My first purchase after getting settled into a nice 9-5 job, like many people, was a single family home that was near the top of my price point ability, which crippled my ability to save money for outside investments. Many people fall for this trap, and I was in it. I purchased this home in 2012 and lived there for 5 years. After reading on BP for years, in 2016 I knew it was time to get in gear and make some important decisions and moves. I searched for a 2/3/4 unit for a while, but could not find anything in my area that met my criteria and also was in a location where I wanted to reside. Even though I could not find anything then, I knew I at least needed to sell my current home to get the ball rolling. I ended up selling my single family home in 2017, and moved into a rental until I was able to find a suitable multi-family. I planned to be there temporarily while searching, and purposefully entered into a month to month agreement so I could move out as soon as I found a small multifamily to buy and move into.

During this timeframe, while I do have a nice 9-5 job in a corporate environment, I made the effort to go to the classes and pass the state test required to get my real estate license. I knew this would help me in my quest for a multifamily, and also I would be able to do a couple of transactions a year for friends which would cover my yearly fee’s.

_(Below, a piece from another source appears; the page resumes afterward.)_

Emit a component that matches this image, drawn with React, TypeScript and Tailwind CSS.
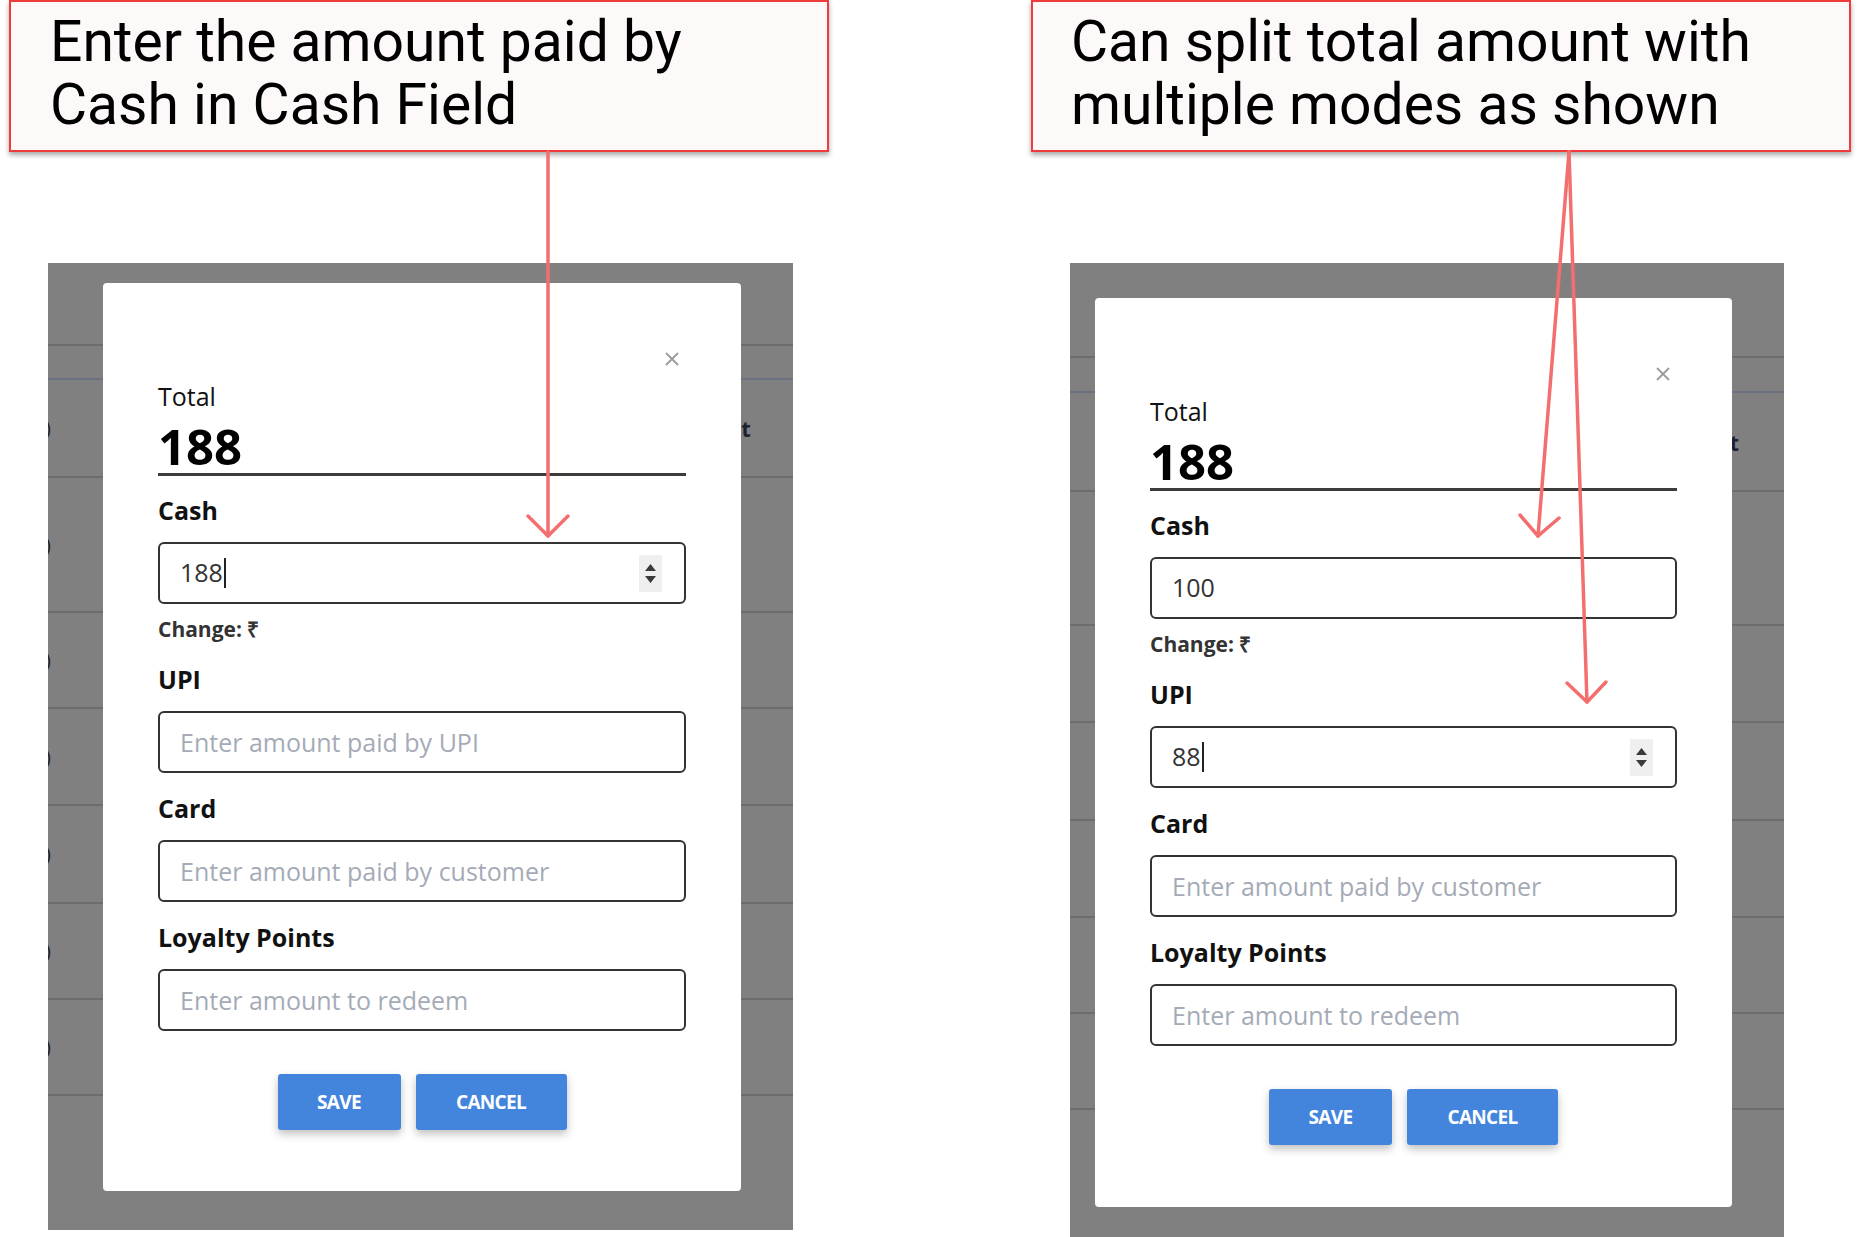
import React from "react";

type FieldProps = {
  label: string;
  placeholder: string;
  value?: string;
  focused?: boolean;
  className?: string;
};

const Spinner = () => (
  <div className="flex h-[37px] w-[23px] flex-col items-center justify-center gap-[5px] bg-[#efefef]">
    <svg width="11" height="7" viewBox="0 0 11 7">
      <path d="M5.5 0 L11 7 L0 7 Z" fill="#3a3a3a" />
    </svg>
    <svg width="11" height="7" viewBox="0 0 11 7">
      <path d="M0 0 L11 0 L5.5 7 Z" fill="#3a3a3a" />
    </svg>
  </div>
);

const Field = ({ label, placeholder, value, focused, className }: FieldProps) => {
  return (
    <div className={className}>
      <div className="text-[25px] font-bold leading-[30px] text-[#111]">{label}</div>
      {value ? (
        <div className="mt-[17px] flex h-[62px] items-center rounded-md border-2 border-[#333] pl-[20px] pr-[22px] text-[25px] text-[#333]">
          <span>{value}</span>
          {focused && <span className="ml-[1px] h-[30px] w-[2px] bg-[#222]" />}
          <div className="flex-1" />
          {focused && <Spinner />}
        </div>
      ) : (
        <input
          readOnly
          placeholder={placeholder}
          className="mt-[17px] block h-[62px] w-full rounded-md border-2 border-[#333] bg-white px-[20px] text-[25px] text-[#333] outline-none placeholder:text-[#a4abb6]"
        />
      )}
    </div>
  );
};

interface ModalProps {
  cash: string;
  upi?: string;
  focus: "cash" | "upi";
}

const PaymentModal = ({ cash, upi, focus }: ModalProps) => {
  return (
    <div className="flex h-full w-full flex-col rounded-[4px] bg-white px-[55px] pt-[62px] font-['Open_Sans',sans-serif]">
      <div className="flex h-[28px] items-center justify-end pr-[6px]">
        <svg width="16" height="16" viewBox="0 0 16 16">
          <line x1="2" y1="2" x2="14" y2="14" stroke="#9b9b9b" strokeWidth="1.8" />
          <line x1="14" y1="2" x2="2" y2="14" stroke="#9b9b9b" strokeWidth="1.8" />
        </svg>
      </div>
      <div className="mt-[8px] text-[25px] leading-[30px] text-[#111]">Total</div>
      <div className="mt-[8px] border-b-[3px] border-[#3d3d3d] text-[49px] font-bold leading-[54px] text-black">
        188
      </div>
      <div className="mt-[19px]">
        <Field
          label="Cash"
          placeholder="Enter amount paid by cash"
          value={cash}
          focused={focus === "cash"}
        />
        <div className="mt-[12px] text-[21px] font-bold leading-[26px] text-[#333]">
          Change: ₹
        </div>
      </div>
      <Field
        className="mt-[22px]"
        label="UPI"
        placeholder="Enter amount paid by UPI"
        value={upi}
        focused={focus === "upi"}
      />
      <Field className="mt-[20px]" label="Card" placeholder="Enter amount paid by customer" />
      <Field className="mt-[20px]" label="Loyalty Points" placeholder="Enter amount to redeem" />
      <div className="mt-[43px] flex justify-center gap-[15px]">
        <button className="h-[56px] w-[123px] rounded-[3px] bg-[#4385dd] text-[19px] font-bold tracking-[-0.7px] text-white shadow-[0_4px_8px_rgba(0,0,0,0.25)]">
          SAVE
        </button>
        <button className="h-[56px] w-[151px] rounded-[3px] bg-[#4385dd] text-[19px] font-bold tracking-[-0.7px] text-white shadow-[0_4px_8px_rgba(0,0,0,0.25)]">
          CANCEL
        </button>
      </div>
    </div>
  );
};

const Backdrop = ({
  rows,
  marks,
  tEdge,
}: {
  rows: number[];
  marks: boolean;
  tEdge: number;
}) => (
  <div className="flex flex-col font-['Open_Sans',sans-serif]">
    {rows.map((h, i) => (
      <div
        key={i}
        style={{ height: h }}
        className={
          "flex items-center border-b-2 " +
          (i === 1 ? "border-[#6a7282]" : "border-[#6d6d6d]")
        }
      >
        {marks && i >= 2 && i <= 8 && (
          <span className="-ml-[3px] text-[20px] leading-none text-[#222]">)</span>
        )}
        {i === 2 && (
          <div
            style={{ width: tEdge }}
            className="text-right text-[22px] font-bold leading-none text-[#1c2330]"
          >
            Unit
          </div>
        )}
      </div>
    ))}
  </div>
);

export default function App() {
  return (
    <div className="relative h-[1237px] w-[1860px] overflow-hidden bg-white">
      <div className="flex pl-[9px]">
        <div className="flex w-[820px] flex-col">
          <div className="h-[152px] border-2 border-[#ef3b3b] bg-[#fdf9f9] pl-[39px] pt-[8px] font-['Roboto',sans-serif] text-[57px] leading-[63px] text-black shadow-[0_3px_5px_rgba(0,0,0,0.35)]">
            Enter the amount paid by
            <br />
            Cash in Cash Field
          </div>
          <div className="relative ml-[39px] mt-[111px] h-[967px] w-[745px] overflow-hidden bg-[#808080]">
            <Backdrop rows={[83, 34, 98, 135, 96, 97, 98, 96, 96, 200]} marks tEdge={700} />
            <div className="absolute left-[55px] top-[20px] h-[908px] w-[638px]">
              <PaymentModal cash="188" focus="cash" />
            </div>
          </div>
        </div>
        <div className="ml-[202px] flex w-[820px] flex-col">
          <div className="h-[152px] border-2 border-[#ef3b3b] bg-[#fdf9f9] pl-[38px] pt-[8px] font-['Roboto',sans-serif] text-[57px] leading-[63px] text-black shadow-[0_3px_5px_rgba(0,0,0,0.35)]">
            Can split total amount with
            <br />
            multiple modes as shown
          </div>
          <div className="relative ml-[39px] mt-[111px] h-[974px] w-[714px] overflow-hidden bg-[#808080]">
            <Backdrop rows={[95, 35, 99, 134, 97, 98, 97, 96, 96, 200]} marks={false} tEdge={669} />
            <div className="absolute left-[25px] top-[35px] h-[909px] w-[637px]">
              <PaymentModal cash="100" upi="88" focus="upi" />
            </div>
          </div>
        </div>
      </div>

      <svg
        className="pointer-events-none absolute inset-0"
        width="1860"
        height="1237"
        viewBox="0 0 1860 1237"
      >
        <g stroke="#f36e6e" strokeWidth="3.5" fill="none" strokeLinecap="round" strokeLinejoin="round">
          <line x1="548" y1="152" x2="548" y2="536" />
          <polyline points="528,516 548,536 568,516" />
          <line x1="1569" y1="152" x2="1538" y2="536" />
          <polyline points="1520,515 1538,536 1559,518" />
          <line x1="1569" y1="152" x2="1587" y2="702" />
          <polyline points="1567,683 1587,702 1606,682" />
        </g>
      </svg>
    </div>
  );
}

I now had access to the MLS and was ready to pounce when a good multifamily hit the market… I waited and waited for one to pop into my pre-set auto email MLS search… nothing. After waiting for over a year, I took advice from BP and did a mini off market mailing campaign. This was not hard and was accomplished in less than 5 hours of labor. I scrubbed the county auditors website and made a list of 60 properties from 2-4 units that I was interested in. I printed out letters, and hand wrote addresses on the envelopes (good *TIP* from BP for higher open rate. This would be time consuming on a larger campaign, but 60 was easily manageable). After dropping the letters in the mailbox, I knew I had taken an easy step forward in my quest. After 1 week, I received about 8 phone calls from the 60 that were sent out. I filtered out the one’s with high asking prices, and ended up viewing 3 in person.

One of the duplexes had been owned by the same owners for 40 years, the husband had managed the property for the entirety up until he passed away 5 years ago. His wife had moved in and was managing the other side with the help of her son. They called me up and said that they were thinking of listing the place in the next few months and that my letter arrived at the perfect time. Score! After viewing twice, I began the negotiations with her son who happened to previously work for a mortgage division at a bank. I was not looking to low-ball this sweet old lady in order to get the property for a steal, but was willing to make a fair offer for a nicely kept place that would suit my needs and was in a great location.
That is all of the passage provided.